Ugandan Gospel music, especially on the urban scene has seen some really strong competition from the younger artistes and Levixone is certainly one of those that have been part of the talk for a while now.
He has the ability to make a song that has all the sonic characteristics of your typical radio hit single or club anthem or probably sounds even better but is a gospel song, something that a lot of music fans that aren’t very religious feel is necessary for gospel artists to achieve.
He has a new single out called “Ani” that happens to fit the above description properly. “Ani” which is Luganda for “Who”, is a song that addresses the issue of power, social hierarchy, the effects they have on people’s moral campus and the resulting injustices.
Produced by Pyret Beats for Fenon Records, the song has a slow and groovy Afrobeat-influenced sound with a pulsating bass track that really stands out.
The video for this single is out now and it is another one of those that puts Ugandan beauty at the forefront especially through the scenery. Directed by M Grate Pest for Grate Make Pictures, it features Levixone as a middle-aged man with a greying beard chairing a village meeting in the front yard of his home whose purpose is to resolve a dispute between two parties.
The video also has scenes with people acting out the lyrics where someone involved in the proceedings of the case is receiving a bribe. The director makes great use of drone shots to capture beautiful vegetation in the rural plains and also integrates some good ground level angles into the whole mix.

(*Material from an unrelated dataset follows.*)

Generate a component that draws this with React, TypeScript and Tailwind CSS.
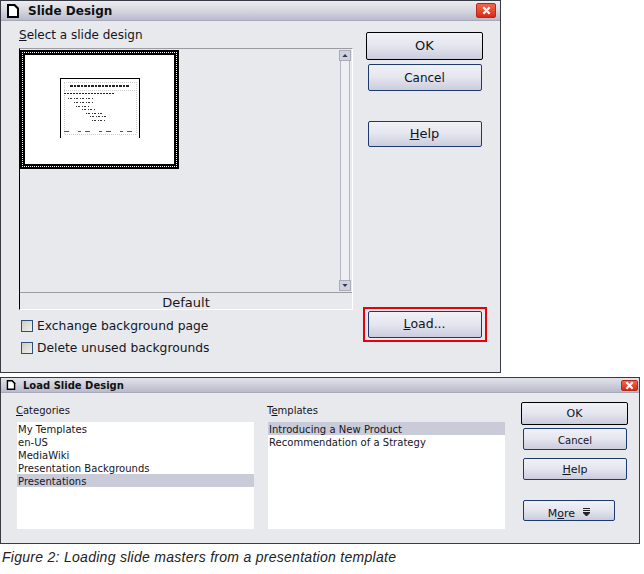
import { ReactNode } from "react";

const face = "font-['DejaVu_Sans',sans-serif]";

function PageIcon({ className }: { className: string }) {
  return (
    <svg viewBox="0 0 12 14" className={className}>
      <path d="M1 1h6.5L11 4.5V13H1z" fill="#fff" stroke="#000" strokeWidth="2" />
      <path d="M7 0.5l5 5" stroke="#000" strokeWidth="1.5" />
    </svg>
  );
}

function CloseButton({ className }: { className: string }) {
  return (
    <div className={`flex items-center justify-center rounded-[2px] border border-[#b5291c] bg-gradient-to-b from-[#f2664e] to-[#d8260f] ${className}`}>
      <svg viewBox="0 0 10 10" className="h-[9px] w-[9px]">
        <path d="M1.5 1.5l7 7M8.5 1.5l-7 7" stroke="#fff" strokeWidth="2.4" />
      </svg>
    </div>
  );
}

function Btn({ className, children }: { className: string; children: ReactNode }) {
  return (
    <div className={`flex items-center justify-center rounded-[2px] border border-[#1d3a70] bg-gradient-to-b from-[#f1f2f7] via-[#e4e5ee] to-[#cbcddd] text-[#10131f] ${className}`}>
      {children}
    </div>
  );
}

function Check({ label }: { label: string }) {
  return (
    <div className="flex h-[22px] items-center">
      <div className="h-[12px] w-[12px] border border-[#2c4f7c] bg-gradient-to-br from-[#cfccc2] to-[#f2f1ec]" />
      <span className="ml-[4px] pt-[1px] text-[12.3px] text-[#15151f]">{label}</span>
    </div>
  );
}

function ScrollArrow({ up }: { up: boolean }) {
  return (
    <div className="flex h-[11px] items-center justify-center border border-[#a9abb8] bg-[#cfd1dc]">
      <svg viewBox="0 0 7 4" className="h-[3px] w-[6px]">
        <path d={up ? "M0 4l3.5-4 3.5 4z" : "M0 0l3.5 4 3.5-4z"} fill="#2e3a5c" />
      </svg>
    </div>
  );
}

function Thumbnail() {
  return (
    <div className="h-[119px] w-[159px] border-2 border-black">
      <div className="h-full w-full border border-dotted border-white bg-black">
        <div className="flex h-full w-full justify-center border-2 border-black bg-white pt-[23px]">
          <svg viewBox="0 0 80 60" className="h-[60px] w-[80px]" shapeRendering="crispEdges">
            <path d="M0.5 60V0.5h79V60" fill="none" stroke="#000" />
            <rect x="4" y="4" width="72" height="52" fill="none" stroke="#ccc" strokeDasharray="1 1" />
            <line x1="4" y1="12.5" x2="76" y2="12.5" stroke="#ccc" strokeDasharray="1 1" />
            <path d="M10 7.5h60" stroke="#222" strokeWidth="2" strokeDasharray="3 1 2 1" />
            <path d="M4 15.5h50" stroke="#222" strokeWidth="1.5" strokeDasharray="2 1" />
            <path d="M8 20.5h26M14 24.5h20M16 28h14M22 31.5h14M26 35h16M30 38.5h16M32 42h14" stroke="#333" strokeDasharray="1 1 2 2" />
            <path d="M4 53.5h72" stroke="#555" strokeDasharray="5 9 3 4" />
          </svg>
        </div>
      </div>
    </div>
  );
}

function ListBox({ rows, selected }: { rows: string[]; selected: number }) {
  return (
    <div className="h-[107px] w-[237px] bg-white text-[10px] leading-[13px] tracking-[0.03px] text-[#15151f]">
      {rows.map((row, i) => (
        <div key={row} className={`h-[13px] pl-[1px] ${i === selected ? "bg-[#c9cbd9]" : ""}`}>
          <div className="translate-y-[1px]">{row}</div>
        </div>
      ))}
    </div>
  );
}

export default function App() {
  return (
    <div className={`h-[574px] w-[644px] overflow-hidden bg-white ${face}`}>
      {/* Slide Design dialog */}
      <div className="flex h-[373px] w-[501px] flex-col border border-[#3a3a44] bg-[#e8e9ec]">
        <div className="flex h-[20px] shrink-0 items-center border-b border-[#a8a9b8] bg-gradient-to-b from-[#ecedf0] via-[#d6d7e0] to-[#b9bbcd] pl-[6px] pr-[4px]">
          <PageIcon className="h-[14px] w-[12px]" />
          <span className="ml-[9px] text-[12px] font-bold text-[#111]">Slide Design</span>
          <CloseButton className="ml-auto h-[15px] w-[20px]" />
        </div>
        <div className="flex flex-1">
          <div className="ml-[18px] flex w-[334px] flex-col">
            <div className="mt-[6px] h-[21px] text-[12px] leading-[16px] text-[#15151f]">
              <span className="underline">S</span>elect a slide design
            </div>
            <div className="flex h-[262px] flex-col border-l border-t border-r border-b border-t-[#9a9aa2] border-l-black border-r-white border-b-white">
              <div className="flex flex-1 pt-[1px]">
                <Thumbnail />
                <div className="ml-auto mr-[1px] flex h-[241px] w-[12px] flex-col">
                  <ScrollArrow up />
                  <div className="mx-[1px] flex-1 border-x border-[#b4b6c4] bg-[#eeeef3]" />
                  <ScrollArrow up={false} />
                </div>
              </div>
              <div className="h-[17px] border-t border-[#9a9aa2] pt-[1px] text-center text-[13px] leading-[18px] text-[#15151f]">
                Default
              </div>
            </div>
            <div className="ml-[2px] mt-[5px]">
              <Check label="Exchange background page" />
              <Check label="Delete unused backgrounds" />
            </div>
          </div>
          <div className="ml-[13px] flex w-[117px] flex-col items-center pt-[11px] text-[13px]">
            <Btn className="h-[28px] w-[117px] border-black">OK</Btn>
            <Btn className="mt-[4px] h-[27px] w-[114px] text-[12px]">Cancel</Btn>
            <Btn className="mt-[30px] h-[26px] w-[114px]">
              <span className="underline">H</span>elp
            </Btn>
            <div className="relative mt-[164px]">
              <Btn className="h-[27px] w-[114px] text-[12.5px]">
                <span className="underline">L</span>oad...
              </Btn>
              <div className="absolute -inset-x-[5px] -inset-y-[4px] border-2 border-[#e8000a]" />
            </div>
          </div>
        </div>
      </div>

      {/* Load Slide Design dialog */}
      <div className="mt-[4px] flex h-[167px] w-[640px] flex-col border border-[#3a3a44] bg-[#e8e9ec]">
        <div className="flex h-[15px] shrink-0 items-center border-b border-[#a8a9b8] bg-gradient-to-b from-[#e2e3e9] to-[#b9bbcd] pl-[5px] pr-[1px]">
          <PageIcon className="h-[10px] w-[10px]" />
          <span className="ml-[7px] text-[10px] font-bold text-[#111]">Load Slide Design</span>
          <CloseButton className="ml-auto h-[11px] w-[17px]" />
        </div>
        <div className="flex flex-1 text-[10px] text-[#15151f]">
          <div className="ml-[15px] mt-[11px]">
            <div className="h-[18px] leading-[14px]">
              <span className="underline">C</span>ategories
            </div>
            <div className="ml-[1px]">
              <ListBox
                rows={["My Templates", "en-US", "MediaWiki", "Presentation Backgrounds", "Presentations"]}
                selected={4}
              />
            </div>
          </div>
          <div className="ml-[13px] mt-[11px]">
            <div className="h-[18px] leading-[14px]">
              T<span className="underline">e</span>mplates
            </div>
            <div className="ml-[1px]">
              <ListBox rows={["Introducing a New Product", "Recommendation of a Strategy"]} selected={0} />
            </div>
          </div>
          <div className="ml-[16px] flex w-[107px] flex-col items-start pt-[9px]">
            <Btn className="h-[23px] w-[107px] border-black pt-[2px] text-[11px]">OK</Btn>
            <Btn className="ml-[2px] mt-[3px] h-[22px] w-[104px] pt-[2px]">Cancel</Btn>
            <Btn className="ml-[2px] mt-[8px] h-[22px] w-[104px] pt-[3px] text-[11px]">
              <span className="underline">H</span>elp
            </Btn>
            <Btn className="ml-[2px] mt-[20px] h-[21px] w-[92px] pt-[7px] text-[11px]">
              M<span className="underline">o</span>re
              <svg viewBox="0 0 7 8" className="ml-[8px] h-[8px] w-[7px] -translate-y-[2px]">
                <path d="M0 0.5h7M0 2.5h7M0 4.5h7l-3.5 3.5z" stroke="#222" strokeWidth="1" fill="#222" />
              </svg>
            </Btn>
          </div>
        </div>
      </div>

      <p className="ml-[2px] mt-[5px] font-['Liberation_Sans',sans-serif] text-[14px] italic leading-[16px] tracking-[0.28px] text-[#222]">
        Figure 2: Loading slide masters from a presentation template
      </p>
    </div>
  );
}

After Levixone preaching to the people, the money is given back and the aggrieved party reconciles with the other party. One thing I like about this song is the fact that Levixone doesn’t take the common praise/worship approach but rather shows how people gain a false sense of superiority because of what they possess or have access to on this earth forgetting that God is still the most high and eventually being led into sin.
The ongoing injustices and the dispute pose the question of who is really supreme and the eventual reconciliation emphasize the answer as God. Whether you’re a believer, atheist, agnostic, non-religious or whatever, Levixone’s “Ani” is definitely a good song with a good message, with or without the spiritual/faith bit of it.
Peace and love have never been unappealing so check it out and share it.